The agency noted that the earth’s surface temperature for last year would log in at approximately 59.6°F, which is 0.6° above the long-term average, attributing this to the buildup of greenhouse gases which are promoting global warming.

In addition, the organization related that the winter of 1999-2000 in the U.S. was the warmest since recordkeeping was initiated.

However, the United States National Oceanic and Atmospheric Administration (NOAA) reported that 2000 ended with some record cold weather. NOAA officials said the country can expect a big chill for the rest of the winter.

“Generally, while we experienced above-average temperatures in 2000, colder-than-normal temperatures emerged later, especially during November,” said D. James Baker, NOAA administrator, pointing out that November was the second coldest on record.
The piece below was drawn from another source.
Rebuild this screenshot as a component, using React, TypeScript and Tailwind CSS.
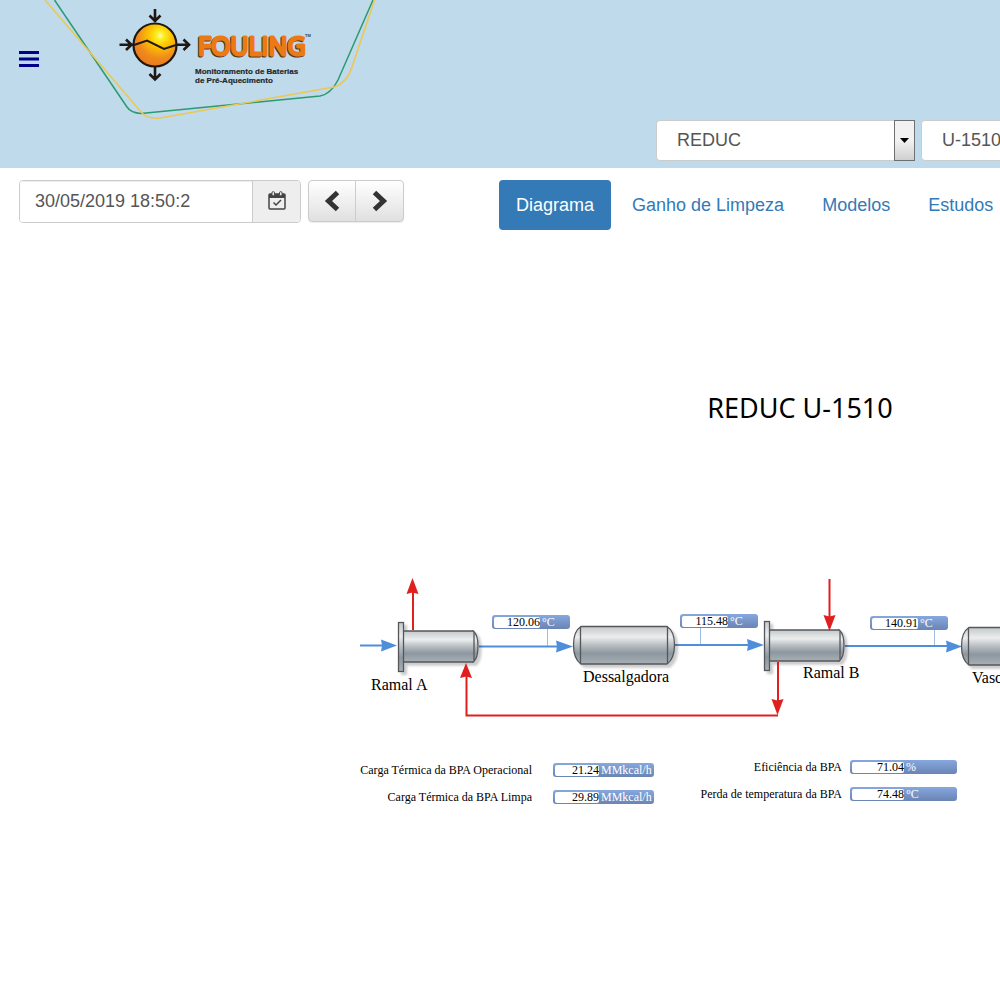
import { useState } from "react";

const sans = "font-['Liberation_Sans',Arial,sans-serif]";
const serif = "font-['Liberation_Serif','Times_New_Roman',serif]";

function Logo() {
  return (
    <svg viewBox="40 0 340 125" className="h-[125px] w-[340px] shrink-0" role="img" aria-label="Fouling">
      <defs>
        <radialGradient id="sun" cx="0.62" cy="0.28" r="0.75">
          <stop offset="0" stopColor="#fffbc0" />
          <stop offset="0.12" stopColor="#ffee20" />
          <stop offset="0.35" stopColor="#fdc400" />
          <stop offset="0.7" stopColor="#f08a1c" />
          <stop offset="1" stopColor="#e8791c" />
        </radialGradient>
      </defs>
      <path d="M54.500 0 L127 107 Q131 113 141 113.500 L320 96 Q331 94 338 80 L373 0" fill="none" stroke="#2b9a70" strokeWidth="1.500" />
      <path d="M45 0 L142 113 Q147 119 160 118 L334 87 Q347 83 352 67 L374.500 0" fill="none" stroke="#ecc752" strokeWidth="1.500" />
      <circle cx="155" cy="45" r="21.500" fill="url(#sun)" stroke="#1f1714" strokeWidth="2.200" />
      <path d="M134 45 L147 40.500 L164 49 L176 45" fill="none" stroke="#1f1714" strokeWidth="2" />
      <g fill="none" stroke="#1f1714" strokeWidth="2.600">
        <path d="M155 9 V22 M149.500 15.500 L155 21 L160.500 15.500" />
        <path d="M155 67 V80 M149.500 74 L155 79.500 L160.500 74" />
        <path d="M119.500 44.700 H133 M126 39.500 L131.500 44.700 L126 50" />
        <path d="M176 44.700 H189 M183.500 39.500 L189 44.700 L183.500 50" />
      </g>
      <g fontFamily="'Liberation Sans Narrow', 'Open Sans', sans-serif" fontSize="25" strokeLinejoin="round" strokeLinecap="round">
        <text x="197" y="55.500" fill="#4a382c" stroke="#4a382c" strokeWidth="3">FOULING</text>
        <text x="198" y="54.500" fill="#ec7a14" stroke="#ec7a14" strokeWidth="3">FOULING</text>
      </g>
      <text x="305" y="37" fontFamily="Liberation Sans, sans-serif" fontWeight="bold" fontSize="4" fill="#3c3c3c">TM</text>
      <g fontFamily="Liberation Sans, sans-serif" fontWeight="bold" fontSize="8" fill="#26282b" stroke="#26282b" strokeWidth="0.200">
        <text x="195" y="73.500">Monitoramento de Baterias</text>
        <text x="195" y="82.500">de Pré-Aquecimento</text>
      </g>
    </svg>
  );
}

function HeaderSelect({ label, options }: { label: string; options: string[] }) {
  return (
    <div className="relative h-[41px] w-[259px] shrink-0">
      <select
        aria-label={label}
        className="h-full w-full appearance-none rounded border border-[#ccc] bg-white pb-0.5 pl-5 pr-6 text-lg leading-6 text-[#555]"
      >
        {options.map((o) => (
          <option key={o}>{o}</option>
        ))}
      </select>
      <span className="pointer-events-none absolute inset-y-0 right-0 flex w-[21px] items-center justify-center border border-[#707070] bg-linear-to-b from-[#f2f2f2] from-50% to-[#cfcfcf]">
        <svg viewBox="0 0 9 5" className="h-[5px] w-[9px]">
          <path d="M0 0 H9 L4.500 5 Z" fill="#000" />
        </svg>
      </span>
    </div>
  );
}

function CalendarIcon() {
  return (
    <svg viewBox="0 0 18 19" className="h-[19px] w-[18px]" fill="none" stroke="#444">
      <rect x="1" y="3" width="16" height="15" rx="1" strokeWidth="1.500" />
      <path d="M1 3 H17 V7 H1 Z" fill="#444" stroke="none" />
      <rect x="4" y="0.700" width="2.500" height="4" rx="1" fill="#eee" strokeWidth="1" />
      <rect x="11.500" y="0.700" width="2.500" height="4" rx="1" fill="#eee" strokeWidth="1" />
      <path d="M5.500 11.500 L8 14 L13 9" strokeWidth="1.500" />
    </svg>
  );
}

function Chevron({ left }: { left?: boolean }) {
  return (
    <svg viewBox="0 0 16 22" className="h-[22px] w-4">
      <path d={left ? "M13.500 2.500 L4.500 11 L13.500 19.500" : "M2.500 2.500 L11.500 11 L2.500 19.500"} fill="none" stroke="#333" strokeWidth="5" />
    </svg>
  );
}

const tabs = ["Diagrama", "Ganho de Limpeza", "Modelos", "Estudos"];

function Toolbar() {
  const [active, setActive] = useState("Diagrama");
  const [date, setDate] = useState("30/05/2019 18:50:2");
  const step = "flex h-full w-[47px] items-center justify-center";
  return (
    <div className="flex items-start pl-[19px] pt-3">
      <div className="flex h-[43px] w-[282px] shrink-0 overflow-hidden rounded border border-[#ccc]">
        <input
          aria-label="Data"
          value={date}
          onChange={(e) => setDate(e.target.value)}
          className="min-w-0 flex-1 bg-white px-[15px] pb-0.5 text-lg leading-6 text-[#555] shadow-[inset_0_1px_1px_rgba(0,0,0,0.075)] outline-none"
        />
        <button aria-label="Abrir calendário" className="flex w-12 items-center justify-center border-l border-[#ccc] bg-[#eee] pb-0.5">
          <CalendarIcon />
        </button>
      </div>
      <div className="ml-[7px] flex h-[42px] shrink-0 rounded border border-[#ccc] bg-linear-to-b from-white to-[#e0e0e0] shadow-[0_1px_1px_rgba(0,0,0,0.08)]">
        <button aria-label="Anterior" className={step + " border-r border-[#ccc]"}>
          <Chevron left />
        </button>
        <button aria-label="Próximo" className={step}>
          <Chevron />
        </button>
      </div>
      <nav className="ml-[95px] flex shrink-0 gap-1">
        {tabs.map((t) => (
          <a
            key={t}
            href="#"
            onClick={(e) => {
              e.preventDefault();
              setActive(t);
            }}
            className={
              "whitespace-nowrap rounded px-[17px] py-[13px] text-lg leading-6 " +
              (t === active ? "bg-[#337ab7] text-white" : "text-[#337ab7]")
            }
          >
            {t}
          </a>
        ))}
      </nav>
    </div>
  );
}

function Exchanger({ x, y }: { x: number; y: number }) {
  return (
    <g transform={`translate(${x} ${y})`} stroke="#54575a" strokeWidth="1.300" filter="url(#soft)">
      <path d="M75 9 Q80 12 80 24.500 Q80 37 75 40 Z" fill="url(#steel)" />
      <rect x="5" y="9" width="71" height="31" rx="1" fill="url(#steel)" />
      <rect x="0.500" y="0.500" width="5" height="49" fill="url(#steel)" />
    </g>
  );
}

function Drum({ x, y }: { x: number; y: number }) {
  return (
    <g transform={`translate(${x} ${y})`} stroke="#54575a" strokeWidth="1.300" filter="url(#soft)">
      <path d="M8 0.500 H94 Q101.500 5 101.500 19 Q101.500 33 94 38 H8 Q0.500 33 0.500 19 Q0.500 5 8 0.500 Z" fill="url(#steel)" />
      <path d="M7.500 0.500 V38 M94.500 0.500 V38" />
    </g>
  );
}

function Process() {
  return (
    <svg viewBox="355 570 885 160" className="h-full w-full">
      <defs>
        <linearGradient id="steel" x1="0" y1="0" x2="0" y2="1">
          <stop offset="0" stopColor="#c4c8ca" />
          <stop offset="0.280" stopColor="#eceeee" />
          <stop offset="0.500" stopColor="#b8bdc1" />
          <stop offset="0.720" stopColor="#8d979f" />
          <stop offset="1" stopColor="#a9b0b6" />
        </linearGradient>
        <filter id="soft" x="-10%" y="-10%" width="125%" height="130%">
          <feDropShadow dx="3" dy="3" stdDeviation="1" floodColor="#000" floodOpacity="0.2" />
        </filter>
      </defs>
      <g fill="none" stroke="#9dbde6" strokeWidth="1">
        <path d="M547.500 629 V646 M700.500 628 V645 M934.500 630 V645" />
      </g>
      <g fill="none" stroke="#4f8ed8" strokeWidth="2">
        <path d="M360 645.500 H385 M479 646.500 H558 M675 645 H750 M845 646 H948" />
      </g>
      <g fill="#4f8ed8">
        <path d="M381 639.500 L397 645.500 L381 651.500 L382 645.500 Z" />
        <path d="M556 640.500 L573 646.500 L556 652.500 L557 646.500 Z" />
        <path d="M747 639 L764 645 L747 651 L748 645 Z" />
        <path d="M946 640.500 L962 646.500 L946 652.500 L947 646.500 Z" />
      </g>
      <Exchanger x={398} y={622} />
      <Exchanger x={764} y={621} />
      <Drum x={573} y={626} />
      <Drum x={961} y={627} />
      <g fill="none" stroke="#e01f1f" strokeWidth="2">
        <path d="M413 630 V590" />
        <path d="M829.500 579 V618" />
        <path d="M778 662 V702" />
        <path d="M466.500 676 V715.500 H778" />
      </g>
      <g fill="#e01f1f">
        <path d="M412.500 578 L418.500 594 L412.500 592.500 L406.500 594 Z" />
        <path d="M829.500 631 L823.500 615 L829.500 616.500 L835.500 615 Z" />
        <path d="M777.500 715 L771.500 699 L777.500 700.500 L783.500 699 Z" />
        <path d="M466 663 L472 678 L466 676.500 L460 678 Z" />
      </g>
    </svg>
  );
}

function Tag({ value, unit, field, className }: { value: string; unit: string; field: string; className: string }) {
  return (
    <div
      className={
        "flex h-[14px] items-center rounded-[3px] bg-linear-to-b from-[#86a8de] to-[#6a84b4] pl-0.5 text-xs leading-3 " + className
      }
    >
      <span className={"h-[11px] shrink-0 rounded-[2px] bg-white text-right leading-[11px] text-black " + field}>{value}</span>
      <span className="whitespace-nowrap pl-0.5 text-white">{unit}</span>
    </div>
  );
}

const tags = [
  { value: "120.06", unit: "°C", place: "left-[137px] top-[45px]" },
  { value: "115.48", unit: "°C", place: "left-[325px] top-[44px]" },
  { value: "140.91", unit: "°C", place: "left-[515px] top-[46px]" },
];

const names = [
  { name: "Ramal A", place: "left-[16px] top-[105px]" },
  { name: "Dessalgadora", place: "left-[228px] top-[97px]" },
  { name: "Ramal B", place: "left-[448px] top-[93px]" },
  { name: "Vaso", place: "left-[617px] top-[98px]" },
];

const heat = [
  { label: "Carga Térmica da BPA Operacional", value: "21.24", unit: "MMkcal/h" },
  { label: "Carga Térmica da BPA Limpa", value: "29.89", unit: "MMkcal/h" },
];

const performance = [
  { label: "Eficiência da BPA", value: "71.04", unit: "%" },
  { label: "Perda de temperatura da BPA", value: "74.48", unit: "°C" },
];

export default function App() {
  return (
    <div className={"min-h-screen overflow-hidden bg-white " + sans}>
      <header className="flex items-start bg-[#bfdaea] pb-[7px]">
        <button aria-label="Menu" className="ml-[19px] mt-[50px] w-[21px] shrink-0">
          <svg viewBox="0 0 21 18" className="h-[18px] w-[21px]" fill="#00008b">
            <path d="M0 1 H20 V4 H0 Z M0 7.500 H20 V10.500 H0 Z M0 14 H20 V17 H0 Z" />
          </svg>
        </button>
        <Logo />
        <div className="ml-[276px] mt-[120px] flex shrink-0 gap-1.5">
          <HeaderSelect label="Refinaria" options={["REDUC"]} />
          <HeaderSelect label="Unidade" options={["U-1510"]} />
        </div>
      </header>

      <Toolbar />

      <main className={"ml-[355px] w-[885px] pt-[159px] " + serif}>
        <h1 className="pl-[5px] text-center font-['Noto_Sans',sans-serif] text-[27px] leading-[38px] text-black">REDUC U-1510</h1>
        <div className="relative mt-[143px] h-[160px]">
          <Process />
          {tags.map((t) => (
            <Tag key={t.value} value={t.value} unit={t.unit} field="w-[46px]" className={"absolute w-[78px] " + t.place} />
          ))}
          {names.map((n) => (
            <span key={n.name} className={"absolute whitespace-nowrap text-base leading-5 text-black " + n.place}>
              {n.name}
            </span>
          ))}
        </div>
        <div className="flex gap-[46px] pl-[5px] pt-[30px] text-xs leading-[14px] text-black">
          <dl className="grid grid-cols-[172px_101px] content-start gap-x-[21px] gap-y-[13px] pt-[3px]">
            {heat.map((m) => (
              <div key={m.label} className="contents">
                <dt className="whitespace-nowrap text-right">{m.label}</dt>
                <dd>
                  <Tag value={m.value} unit={m.unit} field="w-[44px]" className="w-full" />
                </dd>
              </div>
            ))}
          </dl>
          <dl className="grid grid-cols-[142px_107px] content-start gap-x-2 gap-y-[13px]">
            {performance.map((m) => (
              <div key={m.label} className="contents">
                <dt className="whitespace-nowrap text-right">{m.label}</dt>
                <dd>
                  <Tag value={m.value} unit={m.unit} field="w-[52px]" className="w-full" />
                </dd>
              </div>
            ))}
          </dl>
        </div>
      </main>
    </div>
  );
}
Jack Kelly, director of the National Weather Service, a NOAA agency, said that the past year exhibited variability and extremes, and the trend should continue into the winter. Reviewing the 2000-01 winter outlook, Kelly said, “There is a good chance of seeing a couple more major cold outbreaks, and considerable swings in temperature and precipitation across the nation.”

Kelly remarked that colder winter temperatures are expected in the northern Plains, upper Midwest, Great Lakes, northern Rockies, and parts of the Northwest. More precipitation — including more snow — is expected from northeast Texas up to New England.

The southern portion of Alaska will experience colder-than-normal temperatures. On the other hand, the southernmost states, from Southern California to Florida, will see warmer temperatures.

“The recent cold spell, including the ice storms, is an example of what most of the nation will likely face throughout the winter,” Kelly said.